Write out the listing from the line with "Write the React, TypeScript" to the line with "number; pad: string;", both lines included, exactly and nothing beyond. Leave pictures out.
------------------------------------------------------------
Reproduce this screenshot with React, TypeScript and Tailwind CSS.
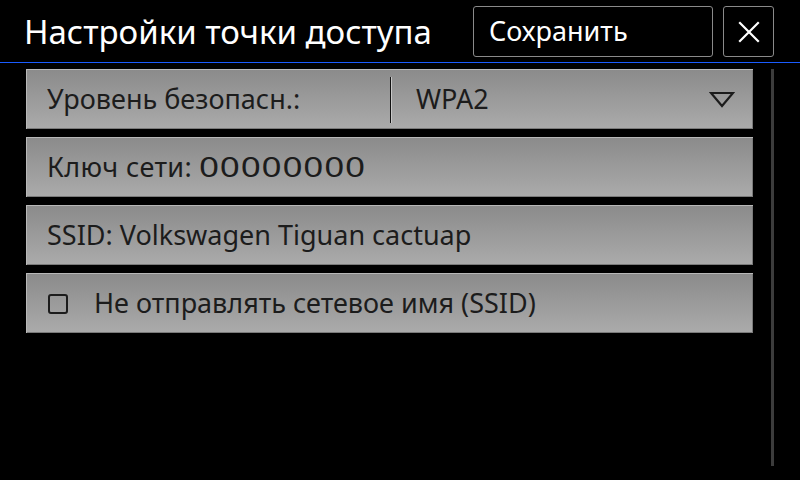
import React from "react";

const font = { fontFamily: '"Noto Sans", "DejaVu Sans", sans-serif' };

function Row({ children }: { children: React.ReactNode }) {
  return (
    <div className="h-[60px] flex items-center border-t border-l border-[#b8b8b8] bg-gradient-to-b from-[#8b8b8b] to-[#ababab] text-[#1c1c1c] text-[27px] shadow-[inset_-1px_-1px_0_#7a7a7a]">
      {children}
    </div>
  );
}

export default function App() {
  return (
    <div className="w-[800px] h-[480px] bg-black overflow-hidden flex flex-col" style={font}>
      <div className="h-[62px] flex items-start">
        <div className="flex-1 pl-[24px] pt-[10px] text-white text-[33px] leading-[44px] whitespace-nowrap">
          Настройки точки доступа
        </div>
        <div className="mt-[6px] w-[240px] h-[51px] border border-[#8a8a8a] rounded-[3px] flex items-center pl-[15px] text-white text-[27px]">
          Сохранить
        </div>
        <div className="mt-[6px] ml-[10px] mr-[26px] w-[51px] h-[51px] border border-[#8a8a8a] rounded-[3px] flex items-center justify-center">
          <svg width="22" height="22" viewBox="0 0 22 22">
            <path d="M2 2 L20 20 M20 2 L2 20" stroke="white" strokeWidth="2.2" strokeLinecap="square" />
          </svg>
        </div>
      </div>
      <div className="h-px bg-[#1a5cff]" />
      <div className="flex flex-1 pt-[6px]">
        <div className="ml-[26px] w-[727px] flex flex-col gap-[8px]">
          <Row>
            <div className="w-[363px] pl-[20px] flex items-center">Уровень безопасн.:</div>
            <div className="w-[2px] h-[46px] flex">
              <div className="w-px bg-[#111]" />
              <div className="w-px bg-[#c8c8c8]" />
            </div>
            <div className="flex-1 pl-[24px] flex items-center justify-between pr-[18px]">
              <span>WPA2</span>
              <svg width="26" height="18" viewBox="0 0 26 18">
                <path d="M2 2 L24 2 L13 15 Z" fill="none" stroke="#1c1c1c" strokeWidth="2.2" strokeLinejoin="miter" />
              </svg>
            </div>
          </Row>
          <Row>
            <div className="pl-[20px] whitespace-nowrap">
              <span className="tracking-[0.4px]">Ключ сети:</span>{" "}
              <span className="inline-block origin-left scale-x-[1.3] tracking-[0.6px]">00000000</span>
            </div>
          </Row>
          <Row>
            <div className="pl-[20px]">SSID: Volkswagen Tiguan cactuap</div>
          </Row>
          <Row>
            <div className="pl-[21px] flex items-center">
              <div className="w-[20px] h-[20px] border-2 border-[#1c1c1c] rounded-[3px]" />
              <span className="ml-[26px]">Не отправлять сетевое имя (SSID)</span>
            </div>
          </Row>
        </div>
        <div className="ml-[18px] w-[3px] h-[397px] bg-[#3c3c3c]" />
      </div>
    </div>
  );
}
------------------------------------------------------------
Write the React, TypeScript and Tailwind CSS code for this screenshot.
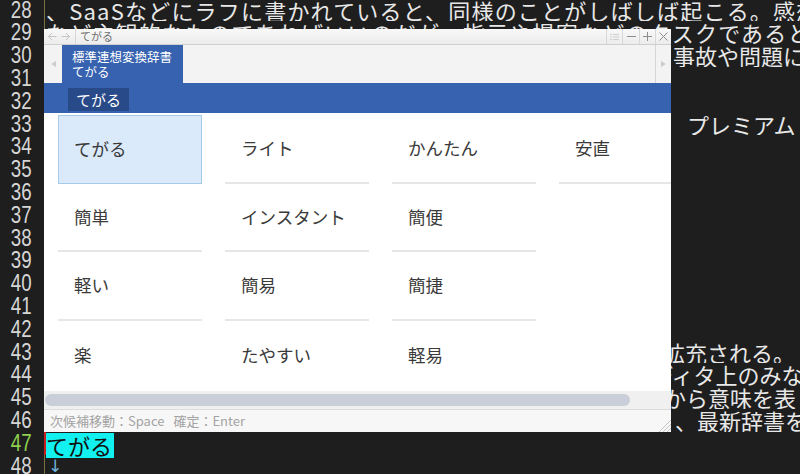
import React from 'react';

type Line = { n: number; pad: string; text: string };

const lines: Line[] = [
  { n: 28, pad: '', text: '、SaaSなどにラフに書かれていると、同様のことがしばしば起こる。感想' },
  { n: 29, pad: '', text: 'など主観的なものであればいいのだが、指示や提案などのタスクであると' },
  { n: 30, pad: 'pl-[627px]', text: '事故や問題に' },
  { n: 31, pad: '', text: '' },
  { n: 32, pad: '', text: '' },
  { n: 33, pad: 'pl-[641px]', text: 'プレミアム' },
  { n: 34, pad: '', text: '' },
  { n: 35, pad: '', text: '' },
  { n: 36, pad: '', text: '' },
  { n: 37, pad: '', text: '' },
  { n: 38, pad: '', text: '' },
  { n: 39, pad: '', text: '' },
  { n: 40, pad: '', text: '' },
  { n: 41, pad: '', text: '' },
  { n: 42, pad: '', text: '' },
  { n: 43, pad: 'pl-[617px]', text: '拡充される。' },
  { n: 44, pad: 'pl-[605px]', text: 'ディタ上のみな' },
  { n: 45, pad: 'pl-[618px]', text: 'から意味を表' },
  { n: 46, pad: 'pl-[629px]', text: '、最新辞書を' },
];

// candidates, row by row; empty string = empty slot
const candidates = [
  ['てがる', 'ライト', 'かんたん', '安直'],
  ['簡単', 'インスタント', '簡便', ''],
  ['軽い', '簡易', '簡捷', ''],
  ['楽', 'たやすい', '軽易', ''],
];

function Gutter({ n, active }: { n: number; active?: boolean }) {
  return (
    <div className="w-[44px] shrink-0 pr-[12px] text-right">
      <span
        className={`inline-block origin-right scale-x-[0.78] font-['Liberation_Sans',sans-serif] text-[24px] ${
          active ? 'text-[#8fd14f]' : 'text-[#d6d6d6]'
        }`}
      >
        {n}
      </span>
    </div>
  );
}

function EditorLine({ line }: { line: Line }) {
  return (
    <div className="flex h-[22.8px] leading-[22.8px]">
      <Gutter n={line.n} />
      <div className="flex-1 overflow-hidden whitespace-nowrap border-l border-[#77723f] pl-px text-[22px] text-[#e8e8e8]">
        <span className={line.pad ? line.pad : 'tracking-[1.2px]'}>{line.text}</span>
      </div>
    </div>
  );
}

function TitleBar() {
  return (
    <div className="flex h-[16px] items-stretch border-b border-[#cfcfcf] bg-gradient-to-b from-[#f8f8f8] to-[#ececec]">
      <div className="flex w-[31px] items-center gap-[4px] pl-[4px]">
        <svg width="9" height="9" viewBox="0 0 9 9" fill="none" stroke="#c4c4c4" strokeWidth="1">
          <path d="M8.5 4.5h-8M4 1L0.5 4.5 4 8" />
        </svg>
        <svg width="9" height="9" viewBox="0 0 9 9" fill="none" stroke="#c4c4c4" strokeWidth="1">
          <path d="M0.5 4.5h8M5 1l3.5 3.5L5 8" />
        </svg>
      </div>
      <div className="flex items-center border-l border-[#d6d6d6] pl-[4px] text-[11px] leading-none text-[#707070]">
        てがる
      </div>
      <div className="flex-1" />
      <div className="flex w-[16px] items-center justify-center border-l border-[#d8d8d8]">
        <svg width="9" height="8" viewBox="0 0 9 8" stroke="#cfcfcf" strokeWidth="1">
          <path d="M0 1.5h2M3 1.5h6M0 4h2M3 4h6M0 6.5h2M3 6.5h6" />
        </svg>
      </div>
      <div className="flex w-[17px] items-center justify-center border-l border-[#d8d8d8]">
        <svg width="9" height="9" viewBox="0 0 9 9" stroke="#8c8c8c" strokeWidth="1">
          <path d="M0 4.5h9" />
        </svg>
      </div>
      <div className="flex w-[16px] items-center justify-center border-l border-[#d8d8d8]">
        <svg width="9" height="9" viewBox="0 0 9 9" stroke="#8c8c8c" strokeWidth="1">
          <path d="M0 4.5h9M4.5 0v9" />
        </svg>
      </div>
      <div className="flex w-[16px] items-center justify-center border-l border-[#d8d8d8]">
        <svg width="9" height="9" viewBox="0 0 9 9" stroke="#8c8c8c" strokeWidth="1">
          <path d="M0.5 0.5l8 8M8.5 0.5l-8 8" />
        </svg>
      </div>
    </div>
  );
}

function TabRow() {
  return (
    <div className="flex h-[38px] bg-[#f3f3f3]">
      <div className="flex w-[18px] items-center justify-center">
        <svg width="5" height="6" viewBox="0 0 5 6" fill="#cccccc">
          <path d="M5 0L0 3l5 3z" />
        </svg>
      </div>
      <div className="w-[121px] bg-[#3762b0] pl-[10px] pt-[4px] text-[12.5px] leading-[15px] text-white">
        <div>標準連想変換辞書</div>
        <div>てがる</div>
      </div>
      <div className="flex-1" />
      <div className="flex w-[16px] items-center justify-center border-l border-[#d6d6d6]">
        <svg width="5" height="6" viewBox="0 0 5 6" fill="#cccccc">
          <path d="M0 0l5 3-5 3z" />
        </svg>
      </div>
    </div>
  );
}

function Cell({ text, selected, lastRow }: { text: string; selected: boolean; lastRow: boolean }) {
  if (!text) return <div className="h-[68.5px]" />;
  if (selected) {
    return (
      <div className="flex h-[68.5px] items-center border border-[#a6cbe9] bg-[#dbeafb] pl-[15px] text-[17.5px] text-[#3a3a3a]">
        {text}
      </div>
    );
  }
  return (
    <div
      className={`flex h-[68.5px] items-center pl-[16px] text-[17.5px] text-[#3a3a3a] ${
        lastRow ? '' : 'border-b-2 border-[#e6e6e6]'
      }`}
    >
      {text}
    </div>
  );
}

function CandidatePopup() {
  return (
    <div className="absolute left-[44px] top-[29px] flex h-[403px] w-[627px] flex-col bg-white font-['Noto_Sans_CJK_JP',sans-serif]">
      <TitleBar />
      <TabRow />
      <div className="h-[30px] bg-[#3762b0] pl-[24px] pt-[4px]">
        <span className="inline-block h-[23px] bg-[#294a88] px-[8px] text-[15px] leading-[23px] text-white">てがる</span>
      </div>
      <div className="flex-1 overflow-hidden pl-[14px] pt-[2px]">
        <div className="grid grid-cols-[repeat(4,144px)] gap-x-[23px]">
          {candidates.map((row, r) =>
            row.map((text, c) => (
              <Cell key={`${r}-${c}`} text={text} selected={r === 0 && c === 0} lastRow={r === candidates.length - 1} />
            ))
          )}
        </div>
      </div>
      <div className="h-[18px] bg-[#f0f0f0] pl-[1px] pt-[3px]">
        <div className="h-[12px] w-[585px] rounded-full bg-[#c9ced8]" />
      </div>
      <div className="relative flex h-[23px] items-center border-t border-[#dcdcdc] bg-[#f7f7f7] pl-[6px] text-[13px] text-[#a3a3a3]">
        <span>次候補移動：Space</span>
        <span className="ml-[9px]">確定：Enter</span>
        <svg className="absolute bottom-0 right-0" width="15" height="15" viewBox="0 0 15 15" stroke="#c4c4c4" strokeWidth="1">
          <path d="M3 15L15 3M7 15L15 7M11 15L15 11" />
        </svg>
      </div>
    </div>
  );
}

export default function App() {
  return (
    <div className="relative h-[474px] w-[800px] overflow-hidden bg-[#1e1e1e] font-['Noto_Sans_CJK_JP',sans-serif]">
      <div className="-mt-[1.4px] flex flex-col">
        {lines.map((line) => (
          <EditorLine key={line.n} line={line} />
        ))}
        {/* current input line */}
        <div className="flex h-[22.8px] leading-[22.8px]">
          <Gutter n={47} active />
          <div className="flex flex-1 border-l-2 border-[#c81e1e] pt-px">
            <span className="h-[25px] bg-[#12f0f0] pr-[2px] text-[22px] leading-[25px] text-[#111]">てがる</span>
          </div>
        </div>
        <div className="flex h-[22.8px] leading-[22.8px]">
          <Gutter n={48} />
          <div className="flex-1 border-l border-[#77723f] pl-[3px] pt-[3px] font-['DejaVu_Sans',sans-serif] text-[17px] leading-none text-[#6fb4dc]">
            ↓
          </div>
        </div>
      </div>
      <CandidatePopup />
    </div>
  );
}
------------------------------------------------------------
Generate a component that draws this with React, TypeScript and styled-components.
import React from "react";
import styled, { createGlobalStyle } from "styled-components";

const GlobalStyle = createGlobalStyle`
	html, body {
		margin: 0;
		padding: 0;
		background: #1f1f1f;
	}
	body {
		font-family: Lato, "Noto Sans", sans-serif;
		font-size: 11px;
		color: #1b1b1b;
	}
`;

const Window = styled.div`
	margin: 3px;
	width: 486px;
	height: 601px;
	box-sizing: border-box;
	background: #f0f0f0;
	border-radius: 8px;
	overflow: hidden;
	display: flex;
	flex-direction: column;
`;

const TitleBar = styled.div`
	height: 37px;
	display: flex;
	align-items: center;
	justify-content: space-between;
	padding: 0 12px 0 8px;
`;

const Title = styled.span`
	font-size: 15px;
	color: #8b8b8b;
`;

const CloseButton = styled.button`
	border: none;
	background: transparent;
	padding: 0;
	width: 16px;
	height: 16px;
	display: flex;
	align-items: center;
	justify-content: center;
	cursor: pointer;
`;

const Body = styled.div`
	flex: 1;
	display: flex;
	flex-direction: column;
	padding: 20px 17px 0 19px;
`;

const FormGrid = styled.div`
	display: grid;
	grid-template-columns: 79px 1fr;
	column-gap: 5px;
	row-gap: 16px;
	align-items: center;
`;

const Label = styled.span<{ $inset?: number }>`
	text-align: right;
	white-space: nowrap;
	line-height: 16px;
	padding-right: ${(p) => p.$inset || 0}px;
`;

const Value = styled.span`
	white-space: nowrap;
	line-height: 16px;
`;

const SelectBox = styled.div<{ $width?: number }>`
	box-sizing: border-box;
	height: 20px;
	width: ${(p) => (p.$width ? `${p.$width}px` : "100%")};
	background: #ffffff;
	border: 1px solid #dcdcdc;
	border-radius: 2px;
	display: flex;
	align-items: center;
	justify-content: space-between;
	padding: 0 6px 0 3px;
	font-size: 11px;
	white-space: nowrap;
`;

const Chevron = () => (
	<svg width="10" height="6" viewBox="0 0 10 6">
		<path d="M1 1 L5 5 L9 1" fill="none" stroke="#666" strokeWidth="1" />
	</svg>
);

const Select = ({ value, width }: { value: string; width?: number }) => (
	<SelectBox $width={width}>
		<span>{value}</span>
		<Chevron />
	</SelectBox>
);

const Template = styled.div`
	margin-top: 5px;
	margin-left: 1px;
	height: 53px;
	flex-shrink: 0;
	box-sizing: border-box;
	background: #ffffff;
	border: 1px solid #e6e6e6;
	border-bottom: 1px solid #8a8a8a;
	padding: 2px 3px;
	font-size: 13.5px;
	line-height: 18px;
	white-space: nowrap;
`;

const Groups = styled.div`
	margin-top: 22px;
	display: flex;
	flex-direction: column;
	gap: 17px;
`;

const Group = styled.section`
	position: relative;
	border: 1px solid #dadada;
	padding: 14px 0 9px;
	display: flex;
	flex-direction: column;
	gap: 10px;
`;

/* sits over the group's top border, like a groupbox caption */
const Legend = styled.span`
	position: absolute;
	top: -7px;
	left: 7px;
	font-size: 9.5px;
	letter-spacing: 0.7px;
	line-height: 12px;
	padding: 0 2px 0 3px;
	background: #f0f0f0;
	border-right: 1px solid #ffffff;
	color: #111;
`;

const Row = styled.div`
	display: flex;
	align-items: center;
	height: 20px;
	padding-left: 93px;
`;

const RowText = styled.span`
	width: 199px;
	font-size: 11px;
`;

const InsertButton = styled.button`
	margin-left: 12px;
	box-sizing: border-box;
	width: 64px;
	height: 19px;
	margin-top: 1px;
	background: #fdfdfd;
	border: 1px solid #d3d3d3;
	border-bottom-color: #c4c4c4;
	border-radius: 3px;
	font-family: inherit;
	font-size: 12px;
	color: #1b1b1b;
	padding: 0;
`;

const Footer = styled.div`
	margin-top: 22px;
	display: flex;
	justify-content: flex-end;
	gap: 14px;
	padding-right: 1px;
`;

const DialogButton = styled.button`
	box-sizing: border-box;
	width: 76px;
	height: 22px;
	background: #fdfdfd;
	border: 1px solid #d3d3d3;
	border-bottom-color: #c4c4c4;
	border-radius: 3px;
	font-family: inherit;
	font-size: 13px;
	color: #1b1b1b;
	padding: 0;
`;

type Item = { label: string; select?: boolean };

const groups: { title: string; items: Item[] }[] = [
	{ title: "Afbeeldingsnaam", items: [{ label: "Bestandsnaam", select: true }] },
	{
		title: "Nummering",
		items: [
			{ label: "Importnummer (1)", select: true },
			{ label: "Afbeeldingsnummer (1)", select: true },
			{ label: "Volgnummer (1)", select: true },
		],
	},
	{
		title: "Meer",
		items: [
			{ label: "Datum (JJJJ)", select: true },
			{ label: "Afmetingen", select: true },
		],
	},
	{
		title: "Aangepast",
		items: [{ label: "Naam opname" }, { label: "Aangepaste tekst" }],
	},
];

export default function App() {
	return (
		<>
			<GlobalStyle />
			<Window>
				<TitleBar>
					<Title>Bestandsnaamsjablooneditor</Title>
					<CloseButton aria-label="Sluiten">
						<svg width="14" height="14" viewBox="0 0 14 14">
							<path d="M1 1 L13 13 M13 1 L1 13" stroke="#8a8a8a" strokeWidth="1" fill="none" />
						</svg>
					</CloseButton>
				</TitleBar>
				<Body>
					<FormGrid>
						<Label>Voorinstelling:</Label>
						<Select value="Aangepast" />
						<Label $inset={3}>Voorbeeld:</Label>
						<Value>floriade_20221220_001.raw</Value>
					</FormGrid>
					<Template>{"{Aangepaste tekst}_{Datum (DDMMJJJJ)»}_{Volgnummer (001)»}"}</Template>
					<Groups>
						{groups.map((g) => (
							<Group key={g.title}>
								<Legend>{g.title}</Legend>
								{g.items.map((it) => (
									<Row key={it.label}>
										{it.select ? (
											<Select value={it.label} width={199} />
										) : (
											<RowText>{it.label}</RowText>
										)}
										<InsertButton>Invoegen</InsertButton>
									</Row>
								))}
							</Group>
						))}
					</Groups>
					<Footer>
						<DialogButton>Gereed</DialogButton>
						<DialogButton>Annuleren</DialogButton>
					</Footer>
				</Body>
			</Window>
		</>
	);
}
------------------------------------------------------------
_Task output_:
Write the React, TypeScript and Tailwind CSS code for this screenshot.
import React from 'react';

type Line = { n: number; pad: string; text: string };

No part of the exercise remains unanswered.